▶ **What needs to be done**
Locate every line in the material below that has the word "screenshot". Copy each of those lines.

━━━━━ Task material

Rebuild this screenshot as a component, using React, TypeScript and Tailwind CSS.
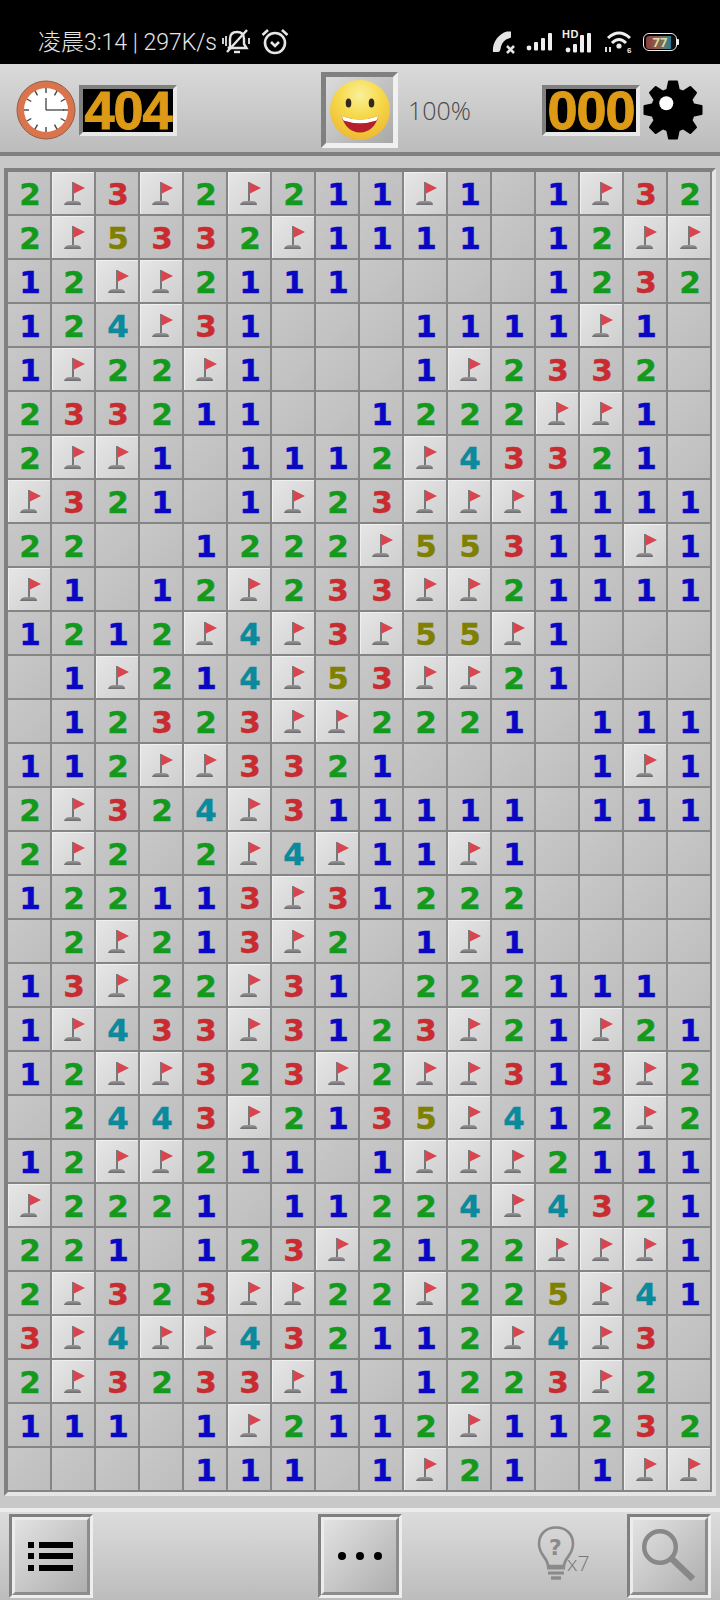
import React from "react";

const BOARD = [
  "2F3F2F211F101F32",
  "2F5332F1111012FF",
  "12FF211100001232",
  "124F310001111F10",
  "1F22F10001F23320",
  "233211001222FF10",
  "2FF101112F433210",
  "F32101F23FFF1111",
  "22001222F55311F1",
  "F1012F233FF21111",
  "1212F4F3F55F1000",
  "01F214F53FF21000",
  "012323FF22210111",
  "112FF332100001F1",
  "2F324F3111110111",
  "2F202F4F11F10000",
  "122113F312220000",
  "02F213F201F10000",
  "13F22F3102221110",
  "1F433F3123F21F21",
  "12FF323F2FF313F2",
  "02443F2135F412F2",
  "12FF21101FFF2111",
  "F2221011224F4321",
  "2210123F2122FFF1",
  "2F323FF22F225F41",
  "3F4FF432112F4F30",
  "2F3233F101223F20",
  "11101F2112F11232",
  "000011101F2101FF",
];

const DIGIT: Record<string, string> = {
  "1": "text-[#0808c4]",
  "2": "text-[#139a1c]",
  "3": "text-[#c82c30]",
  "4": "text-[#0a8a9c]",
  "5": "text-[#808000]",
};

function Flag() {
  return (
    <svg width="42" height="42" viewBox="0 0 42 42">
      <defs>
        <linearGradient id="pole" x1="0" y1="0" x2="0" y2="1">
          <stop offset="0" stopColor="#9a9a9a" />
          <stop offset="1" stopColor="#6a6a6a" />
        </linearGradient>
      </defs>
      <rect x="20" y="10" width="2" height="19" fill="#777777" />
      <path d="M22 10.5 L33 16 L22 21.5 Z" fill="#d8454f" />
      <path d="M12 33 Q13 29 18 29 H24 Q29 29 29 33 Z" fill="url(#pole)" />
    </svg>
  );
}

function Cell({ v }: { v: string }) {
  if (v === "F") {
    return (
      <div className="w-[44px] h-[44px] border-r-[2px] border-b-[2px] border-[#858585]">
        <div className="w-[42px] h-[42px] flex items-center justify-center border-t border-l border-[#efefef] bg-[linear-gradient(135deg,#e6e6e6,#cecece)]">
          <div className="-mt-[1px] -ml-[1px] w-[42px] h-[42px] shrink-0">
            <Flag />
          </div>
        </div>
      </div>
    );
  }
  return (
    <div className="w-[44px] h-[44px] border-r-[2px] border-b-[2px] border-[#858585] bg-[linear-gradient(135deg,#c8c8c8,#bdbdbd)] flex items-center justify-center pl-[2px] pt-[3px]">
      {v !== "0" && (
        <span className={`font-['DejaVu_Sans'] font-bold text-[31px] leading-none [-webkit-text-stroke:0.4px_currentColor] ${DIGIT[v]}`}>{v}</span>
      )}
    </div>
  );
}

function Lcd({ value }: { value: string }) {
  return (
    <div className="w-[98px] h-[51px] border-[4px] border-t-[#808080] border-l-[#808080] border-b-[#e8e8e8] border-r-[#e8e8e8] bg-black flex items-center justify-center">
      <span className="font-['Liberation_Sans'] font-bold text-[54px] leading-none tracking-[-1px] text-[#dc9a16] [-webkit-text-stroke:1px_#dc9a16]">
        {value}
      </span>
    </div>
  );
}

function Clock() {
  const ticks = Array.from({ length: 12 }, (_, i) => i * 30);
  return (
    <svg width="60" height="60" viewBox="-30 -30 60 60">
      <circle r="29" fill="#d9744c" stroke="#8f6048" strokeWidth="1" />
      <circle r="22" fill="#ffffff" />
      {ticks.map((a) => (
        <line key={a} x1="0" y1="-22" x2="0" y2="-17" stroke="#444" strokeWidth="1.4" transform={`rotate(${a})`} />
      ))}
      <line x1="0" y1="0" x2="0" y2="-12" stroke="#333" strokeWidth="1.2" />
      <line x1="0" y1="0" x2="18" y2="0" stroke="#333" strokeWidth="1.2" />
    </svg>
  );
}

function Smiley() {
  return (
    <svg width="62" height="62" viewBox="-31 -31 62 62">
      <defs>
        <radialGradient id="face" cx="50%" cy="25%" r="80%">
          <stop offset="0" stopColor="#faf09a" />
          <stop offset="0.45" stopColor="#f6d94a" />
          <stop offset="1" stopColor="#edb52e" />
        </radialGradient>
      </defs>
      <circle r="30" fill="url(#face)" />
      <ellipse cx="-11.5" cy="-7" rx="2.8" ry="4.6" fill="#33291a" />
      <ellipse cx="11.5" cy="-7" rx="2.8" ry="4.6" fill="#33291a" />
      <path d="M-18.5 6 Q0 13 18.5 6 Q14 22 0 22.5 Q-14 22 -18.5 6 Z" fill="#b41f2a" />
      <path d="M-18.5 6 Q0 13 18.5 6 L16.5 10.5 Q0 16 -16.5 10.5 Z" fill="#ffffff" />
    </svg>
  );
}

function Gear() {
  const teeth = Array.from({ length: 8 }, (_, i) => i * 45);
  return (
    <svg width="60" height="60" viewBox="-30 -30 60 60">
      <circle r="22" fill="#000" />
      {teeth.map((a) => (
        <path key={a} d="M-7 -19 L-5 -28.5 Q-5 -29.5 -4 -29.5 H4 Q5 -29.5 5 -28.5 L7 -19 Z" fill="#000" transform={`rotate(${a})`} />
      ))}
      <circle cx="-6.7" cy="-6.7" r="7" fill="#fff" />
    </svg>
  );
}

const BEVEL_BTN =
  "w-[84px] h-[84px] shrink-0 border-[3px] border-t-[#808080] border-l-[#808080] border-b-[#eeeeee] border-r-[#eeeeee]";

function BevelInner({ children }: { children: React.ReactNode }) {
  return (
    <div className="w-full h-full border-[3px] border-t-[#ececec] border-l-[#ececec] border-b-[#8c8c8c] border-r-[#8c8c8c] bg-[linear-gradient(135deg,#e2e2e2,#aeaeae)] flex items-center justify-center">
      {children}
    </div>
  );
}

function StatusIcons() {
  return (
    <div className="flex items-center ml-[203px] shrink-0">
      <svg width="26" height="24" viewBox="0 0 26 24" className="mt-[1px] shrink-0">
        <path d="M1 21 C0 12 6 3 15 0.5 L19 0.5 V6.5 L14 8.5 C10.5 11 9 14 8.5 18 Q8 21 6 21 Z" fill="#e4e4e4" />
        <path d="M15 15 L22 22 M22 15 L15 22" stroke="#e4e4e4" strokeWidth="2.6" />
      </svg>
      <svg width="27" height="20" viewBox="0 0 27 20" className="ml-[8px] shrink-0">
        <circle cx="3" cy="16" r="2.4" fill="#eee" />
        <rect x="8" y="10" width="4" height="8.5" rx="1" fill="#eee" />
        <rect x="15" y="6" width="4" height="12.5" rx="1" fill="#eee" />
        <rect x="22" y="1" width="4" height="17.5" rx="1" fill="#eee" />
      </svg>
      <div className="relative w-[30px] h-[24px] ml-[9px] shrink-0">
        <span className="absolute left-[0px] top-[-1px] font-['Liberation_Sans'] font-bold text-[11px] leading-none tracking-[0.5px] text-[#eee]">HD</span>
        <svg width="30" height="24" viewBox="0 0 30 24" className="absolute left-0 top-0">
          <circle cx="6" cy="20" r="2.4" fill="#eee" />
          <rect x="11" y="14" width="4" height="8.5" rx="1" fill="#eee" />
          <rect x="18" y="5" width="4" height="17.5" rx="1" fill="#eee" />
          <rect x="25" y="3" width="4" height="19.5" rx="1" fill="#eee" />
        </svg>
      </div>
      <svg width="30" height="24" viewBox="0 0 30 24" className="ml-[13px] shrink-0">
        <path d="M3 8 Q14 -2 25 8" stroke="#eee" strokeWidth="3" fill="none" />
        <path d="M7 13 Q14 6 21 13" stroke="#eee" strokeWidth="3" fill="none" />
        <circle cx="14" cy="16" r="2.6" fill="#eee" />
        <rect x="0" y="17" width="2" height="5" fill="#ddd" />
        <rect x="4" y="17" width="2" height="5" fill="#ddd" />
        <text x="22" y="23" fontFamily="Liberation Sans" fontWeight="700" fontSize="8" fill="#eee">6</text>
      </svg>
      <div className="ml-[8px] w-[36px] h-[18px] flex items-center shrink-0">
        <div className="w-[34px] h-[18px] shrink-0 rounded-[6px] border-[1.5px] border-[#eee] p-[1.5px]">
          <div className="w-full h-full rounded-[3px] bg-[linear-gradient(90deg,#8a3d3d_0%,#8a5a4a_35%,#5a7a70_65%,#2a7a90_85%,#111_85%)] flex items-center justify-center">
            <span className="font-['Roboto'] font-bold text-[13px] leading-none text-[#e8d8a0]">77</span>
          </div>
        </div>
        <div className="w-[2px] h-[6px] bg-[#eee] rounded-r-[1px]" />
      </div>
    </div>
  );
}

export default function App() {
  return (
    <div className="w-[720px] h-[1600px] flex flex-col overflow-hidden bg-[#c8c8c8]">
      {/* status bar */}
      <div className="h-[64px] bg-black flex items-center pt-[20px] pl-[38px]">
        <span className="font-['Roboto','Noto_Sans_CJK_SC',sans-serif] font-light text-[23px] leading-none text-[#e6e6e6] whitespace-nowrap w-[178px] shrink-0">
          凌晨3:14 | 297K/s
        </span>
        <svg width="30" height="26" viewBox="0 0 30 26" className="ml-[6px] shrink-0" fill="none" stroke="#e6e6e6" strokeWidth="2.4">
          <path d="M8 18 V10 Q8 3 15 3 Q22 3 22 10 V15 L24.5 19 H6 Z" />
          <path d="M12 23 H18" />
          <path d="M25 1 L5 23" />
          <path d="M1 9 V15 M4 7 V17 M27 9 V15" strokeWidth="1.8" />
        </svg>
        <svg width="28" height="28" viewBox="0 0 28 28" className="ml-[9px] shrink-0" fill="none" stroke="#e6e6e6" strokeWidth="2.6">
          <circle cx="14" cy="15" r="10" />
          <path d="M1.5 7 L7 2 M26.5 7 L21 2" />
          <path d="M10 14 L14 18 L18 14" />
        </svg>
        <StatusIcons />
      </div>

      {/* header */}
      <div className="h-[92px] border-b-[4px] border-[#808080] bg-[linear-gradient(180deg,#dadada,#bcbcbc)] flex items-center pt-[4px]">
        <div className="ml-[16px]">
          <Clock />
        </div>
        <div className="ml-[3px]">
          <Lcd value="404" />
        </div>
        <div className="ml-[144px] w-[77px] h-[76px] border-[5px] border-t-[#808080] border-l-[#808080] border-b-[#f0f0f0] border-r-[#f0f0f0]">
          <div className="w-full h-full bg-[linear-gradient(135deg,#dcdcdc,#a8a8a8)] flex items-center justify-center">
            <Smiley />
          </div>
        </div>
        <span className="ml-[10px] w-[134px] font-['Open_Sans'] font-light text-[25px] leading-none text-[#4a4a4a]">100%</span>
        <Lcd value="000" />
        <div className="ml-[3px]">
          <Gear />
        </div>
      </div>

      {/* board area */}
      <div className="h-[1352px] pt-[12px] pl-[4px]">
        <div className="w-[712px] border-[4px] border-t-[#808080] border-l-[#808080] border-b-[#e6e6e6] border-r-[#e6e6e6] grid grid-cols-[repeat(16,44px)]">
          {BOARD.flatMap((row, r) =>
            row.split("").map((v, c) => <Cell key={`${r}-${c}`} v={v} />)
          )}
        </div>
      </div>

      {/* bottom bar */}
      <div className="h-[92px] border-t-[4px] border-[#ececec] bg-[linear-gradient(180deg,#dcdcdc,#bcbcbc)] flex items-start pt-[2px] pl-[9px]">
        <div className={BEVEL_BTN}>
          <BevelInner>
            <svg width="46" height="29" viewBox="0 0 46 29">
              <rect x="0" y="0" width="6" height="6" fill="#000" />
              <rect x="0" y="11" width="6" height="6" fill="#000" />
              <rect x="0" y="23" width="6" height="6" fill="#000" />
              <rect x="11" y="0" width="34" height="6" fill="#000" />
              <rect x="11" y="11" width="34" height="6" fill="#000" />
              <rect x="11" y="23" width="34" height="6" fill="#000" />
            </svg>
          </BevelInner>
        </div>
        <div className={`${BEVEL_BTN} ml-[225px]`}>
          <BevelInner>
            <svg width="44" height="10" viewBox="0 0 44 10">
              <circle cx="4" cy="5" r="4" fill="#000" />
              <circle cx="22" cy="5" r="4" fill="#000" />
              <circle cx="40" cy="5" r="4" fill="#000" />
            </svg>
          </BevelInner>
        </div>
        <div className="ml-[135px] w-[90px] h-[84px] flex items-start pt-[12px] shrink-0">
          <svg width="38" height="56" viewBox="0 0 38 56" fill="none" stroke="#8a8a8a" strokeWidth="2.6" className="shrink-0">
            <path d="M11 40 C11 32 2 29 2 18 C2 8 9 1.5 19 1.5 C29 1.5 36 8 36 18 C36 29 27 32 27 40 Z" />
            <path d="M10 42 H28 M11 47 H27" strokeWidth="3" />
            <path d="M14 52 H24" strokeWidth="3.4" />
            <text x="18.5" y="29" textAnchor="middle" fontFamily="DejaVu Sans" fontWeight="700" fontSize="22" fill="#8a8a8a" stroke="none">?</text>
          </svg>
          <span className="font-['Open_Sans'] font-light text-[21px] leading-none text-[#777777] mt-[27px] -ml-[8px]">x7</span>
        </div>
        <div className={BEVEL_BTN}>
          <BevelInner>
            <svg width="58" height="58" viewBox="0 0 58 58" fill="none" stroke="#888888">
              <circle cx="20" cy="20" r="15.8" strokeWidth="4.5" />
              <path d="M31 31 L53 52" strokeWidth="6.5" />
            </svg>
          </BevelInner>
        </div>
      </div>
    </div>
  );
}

━━━━━━━━━━
━━━━━ Task material

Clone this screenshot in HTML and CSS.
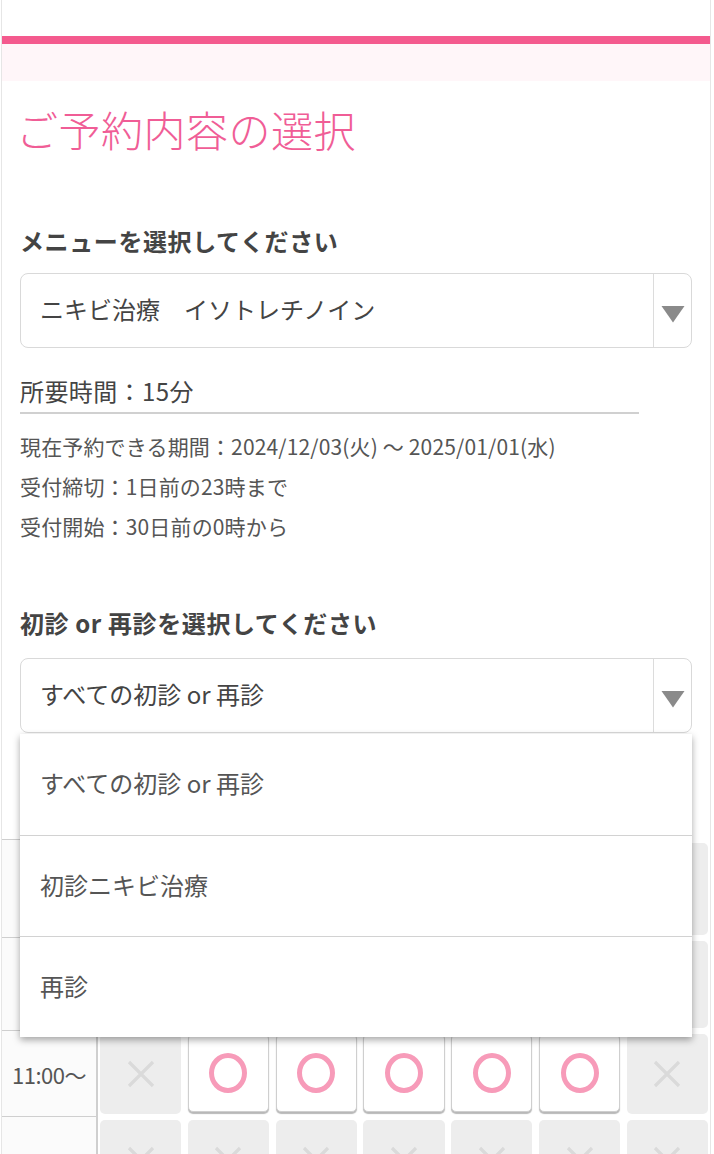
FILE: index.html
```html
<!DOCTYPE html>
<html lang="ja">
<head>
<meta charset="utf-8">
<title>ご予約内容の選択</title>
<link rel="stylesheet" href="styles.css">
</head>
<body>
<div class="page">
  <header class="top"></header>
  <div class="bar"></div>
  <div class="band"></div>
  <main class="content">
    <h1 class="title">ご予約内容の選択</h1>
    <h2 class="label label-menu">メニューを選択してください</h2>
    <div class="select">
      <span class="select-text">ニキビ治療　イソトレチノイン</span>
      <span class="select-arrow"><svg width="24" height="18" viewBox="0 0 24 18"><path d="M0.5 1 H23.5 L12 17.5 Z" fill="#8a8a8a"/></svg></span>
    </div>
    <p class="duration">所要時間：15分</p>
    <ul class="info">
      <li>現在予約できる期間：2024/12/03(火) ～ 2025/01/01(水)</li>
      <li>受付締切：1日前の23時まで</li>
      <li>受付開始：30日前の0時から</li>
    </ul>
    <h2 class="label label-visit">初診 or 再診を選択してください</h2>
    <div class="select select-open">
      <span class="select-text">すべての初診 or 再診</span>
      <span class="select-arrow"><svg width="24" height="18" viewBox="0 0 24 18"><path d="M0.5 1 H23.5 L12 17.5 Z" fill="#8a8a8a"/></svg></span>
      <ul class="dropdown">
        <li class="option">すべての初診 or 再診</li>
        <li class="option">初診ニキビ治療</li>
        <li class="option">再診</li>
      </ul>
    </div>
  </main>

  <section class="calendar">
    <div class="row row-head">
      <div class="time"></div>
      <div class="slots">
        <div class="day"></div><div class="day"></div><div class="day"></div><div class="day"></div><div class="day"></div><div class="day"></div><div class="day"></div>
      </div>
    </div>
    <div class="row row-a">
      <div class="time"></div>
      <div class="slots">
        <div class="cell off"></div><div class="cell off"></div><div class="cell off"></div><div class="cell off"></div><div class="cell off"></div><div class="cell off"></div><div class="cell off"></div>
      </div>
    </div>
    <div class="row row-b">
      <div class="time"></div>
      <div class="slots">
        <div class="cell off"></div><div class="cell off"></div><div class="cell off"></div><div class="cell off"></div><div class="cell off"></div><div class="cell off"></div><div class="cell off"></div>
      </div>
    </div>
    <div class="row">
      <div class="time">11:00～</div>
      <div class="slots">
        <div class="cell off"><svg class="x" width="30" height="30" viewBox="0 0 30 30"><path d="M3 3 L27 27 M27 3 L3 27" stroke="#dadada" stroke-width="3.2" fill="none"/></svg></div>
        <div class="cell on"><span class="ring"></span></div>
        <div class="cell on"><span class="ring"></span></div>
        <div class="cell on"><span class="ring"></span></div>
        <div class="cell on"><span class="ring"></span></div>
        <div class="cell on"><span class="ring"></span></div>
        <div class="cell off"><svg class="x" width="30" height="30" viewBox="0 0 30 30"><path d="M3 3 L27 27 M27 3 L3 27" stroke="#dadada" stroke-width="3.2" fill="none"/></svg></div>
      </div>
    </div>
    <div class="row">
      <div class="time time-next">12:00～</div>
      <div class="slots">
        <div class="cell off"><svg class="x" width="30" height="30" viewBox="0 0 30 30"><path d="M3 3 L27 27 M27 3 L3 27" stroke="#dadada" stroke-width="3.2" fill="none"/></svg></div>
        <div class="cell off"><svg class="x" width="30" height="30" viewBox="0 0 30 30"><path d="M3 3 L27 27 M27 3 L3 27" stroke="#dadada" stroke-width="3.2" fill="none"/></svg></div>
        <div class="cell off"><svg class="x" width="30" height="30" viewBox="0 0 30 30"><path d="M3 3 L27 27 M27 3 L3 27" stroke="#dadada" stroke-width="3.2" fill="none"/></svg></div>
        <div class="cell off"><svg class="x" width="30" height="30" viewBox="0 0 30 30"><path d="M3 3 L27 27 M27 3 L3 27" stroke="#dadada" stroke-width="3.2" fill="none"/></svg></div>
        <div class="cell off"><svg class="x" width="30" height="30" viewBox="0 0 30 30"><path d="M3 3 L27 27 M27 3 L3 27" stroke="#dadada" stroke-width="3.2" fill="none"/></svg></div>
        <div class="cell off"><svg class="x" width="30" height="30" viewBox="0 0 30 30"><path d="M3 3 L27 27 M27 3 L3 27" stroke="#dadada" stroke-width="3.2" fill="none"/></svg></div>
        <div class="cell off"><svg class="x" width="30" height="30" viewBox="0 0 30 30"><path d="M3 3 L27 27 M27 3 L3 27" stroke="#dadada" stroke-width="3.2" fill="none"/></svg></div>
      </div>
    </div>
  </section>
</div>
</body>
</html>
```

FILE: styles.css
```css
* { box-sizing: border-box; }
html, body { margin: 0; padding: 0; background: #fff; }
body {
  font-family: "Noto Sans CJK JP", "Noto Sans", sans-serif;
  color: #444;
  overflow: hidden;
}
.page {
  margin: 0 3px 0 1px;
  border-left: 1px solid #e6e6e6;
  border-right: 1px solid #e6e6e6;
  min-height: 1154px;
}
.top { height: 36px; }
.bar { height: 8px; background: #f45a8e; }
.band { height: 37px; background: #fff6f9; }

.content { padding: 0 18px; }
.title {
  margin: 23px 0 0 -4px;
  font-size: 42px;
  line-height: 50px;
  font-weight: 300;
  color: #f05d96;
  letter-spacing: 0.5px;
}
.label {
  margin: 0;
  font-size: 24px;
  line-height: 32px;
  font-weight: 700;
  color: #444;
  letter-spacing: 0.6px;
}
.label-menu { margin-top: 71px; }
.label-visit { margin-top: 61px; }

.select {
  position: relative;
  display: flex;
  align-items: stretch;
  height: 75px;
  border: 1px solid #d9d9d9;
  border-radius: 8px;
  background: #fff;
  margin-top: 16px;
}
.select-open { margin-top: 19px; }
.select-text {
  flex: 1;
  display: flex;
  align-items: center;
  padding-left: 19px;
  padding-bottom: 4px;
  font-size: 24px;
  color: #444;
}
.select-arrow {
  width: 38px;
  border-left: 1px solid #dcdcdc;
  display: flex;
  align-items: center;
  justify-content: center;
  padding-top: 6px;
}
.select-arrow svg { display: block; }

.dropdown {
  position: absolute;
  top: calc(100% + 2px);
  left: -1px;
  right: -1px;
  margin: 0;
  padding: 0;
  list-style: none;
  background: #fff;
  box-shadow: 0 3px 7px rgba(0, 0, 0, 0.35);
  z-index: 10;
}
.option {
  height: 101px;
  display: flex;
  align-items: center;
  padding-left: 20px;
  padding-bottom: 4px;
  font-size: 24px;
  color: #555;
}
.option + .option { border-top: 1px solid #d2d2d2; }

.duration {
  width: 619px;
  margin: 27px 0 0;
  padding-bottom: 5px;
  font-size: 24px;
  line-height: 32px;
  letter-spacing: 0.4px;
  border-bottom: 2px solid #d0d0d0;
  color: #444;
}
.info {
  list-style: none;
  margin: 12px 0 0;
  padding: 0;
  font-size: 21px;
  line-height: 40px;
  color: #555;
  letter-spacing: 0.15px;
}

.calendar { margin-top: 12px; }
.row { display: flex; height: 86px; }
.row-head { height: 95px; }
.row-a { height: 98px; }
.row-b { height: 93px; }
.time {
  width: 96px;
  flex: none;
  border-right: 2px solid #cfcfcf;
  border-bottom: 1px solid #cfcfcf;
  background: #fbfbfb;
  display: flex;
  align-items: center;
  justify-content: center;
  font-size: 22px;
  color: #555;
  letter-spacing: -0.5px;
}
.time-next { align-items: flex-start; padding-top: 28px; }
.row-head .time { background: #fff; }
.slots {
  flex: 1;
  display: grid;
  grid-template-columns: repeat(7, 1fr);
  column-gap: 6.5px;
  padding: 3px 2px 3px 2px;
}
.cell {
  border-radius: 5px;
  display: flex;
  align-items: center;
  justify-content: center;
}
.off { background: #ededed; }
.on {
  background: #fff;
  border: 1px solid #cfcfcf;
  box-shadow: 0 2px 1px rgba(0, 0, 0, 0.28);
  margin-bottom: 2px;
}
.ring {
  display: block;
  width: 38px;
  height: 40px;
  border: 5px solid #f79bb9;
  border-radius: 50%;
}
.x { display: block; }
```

━━━━━━━━━━

▶ **Reply**
Rebuild this screenshot as a component, using React, TypeScript and Tailwind CSS.
Clone this screenshot in HTML and CSS.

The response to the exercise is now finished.